Insider threats combine technical vulnerabilities with human motivations, making detection both a security and organizational challenge. Dawn Cappelli, Andrew Moore, and Randall Trzeciak at Carnegie Mellon University's Software Engineering Institute document that insider incidents arise from a mix of negligence, privilege misuse, and malicious intent, and that effective detection must address patterns of behavior as well as technical indicators. Organizations should treat detection as an ongoing, evidence-driven capability that ties observable signals to policy, culture, and response.
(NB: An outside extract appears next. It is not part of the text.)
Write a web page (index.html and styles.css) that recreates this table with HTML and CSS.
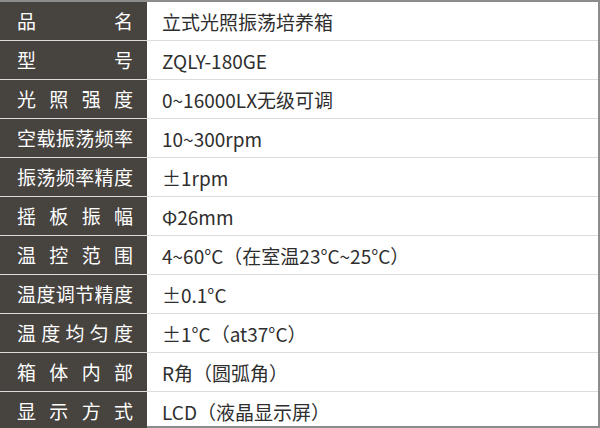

Technical detection measures
Deploying layered technical controls helps surface anomalous activity before harm escalates. User behavior analytics that establish baselines for normal activity can flag deviations such as unusual file access, bulk exports, or atypical login times. Complementary data loss prevention systems monitor data flows to detect unauthorized copying or exfiltration of sensitive assets. Monitoring privileged accounts with session recording and alerting reduces the window for misuse by insiders entrusted with elevated access. Network telemetry combined with endpoint sensors provides context to differentiate legitimate remote work from suspicious lateral movement. Careful tuning is critical because false positives can overwhelm analysts and erode trust in alerts, so detection must incorporate risk scoring and prioritized workflows.
Organizational and cultural strategies
Detection succeeds only when supported by governance, training, and cross-functional coordination. Establishing an insider threat program that unites security, HR, legal, and business units ensures that signals are interpreted with context and handled in compliance with privacy and employment law. Effective programs pair technical indicators with behavioral assessments that recognize stressors such as workplace grievances or financial pressure that can precipitate risky actions. Culturally aware approaches acknowledge regional norms and legal frameworks, for example adapting monitoring practices to comply with the General Data Protection Regulation in Europe or local labor protections elsewhere. Transparent communication about acceptable use, paired with confidential reporting channels and remediation resources, reduces the chance that warning signs are missed or ignored.
Detection is also a function of people and process. Regular audits of access rights and strict adherence to least privilege and segregation of duties reduce the potential impact of an insider while simplifying anomaly detection. Incident playbooks that link detected anomalies to investigative steps and escalation paths shorten response times and preserve forensic evidence. Integrating threat intelligence and lessons learned from post-incident reviews improves detection rules and organizational resilience.
Consequences for failing to detect insiders extend beyond immediate financial loss to reputational damage, regulatory penalties, and erosion of employee trust. Investing in detection therefore yields risk reduction and operational benefits when paired with fair policies and well-trained personnel. As Carnegie Mellon researchers emphasize, a balanced program blends automated analytics with human judgment and multidisciplinary governance to catch threats early while respecting rights and sustaining organizational culture. Detection is not a single product but a sustained capability that marries technology, people, and policy.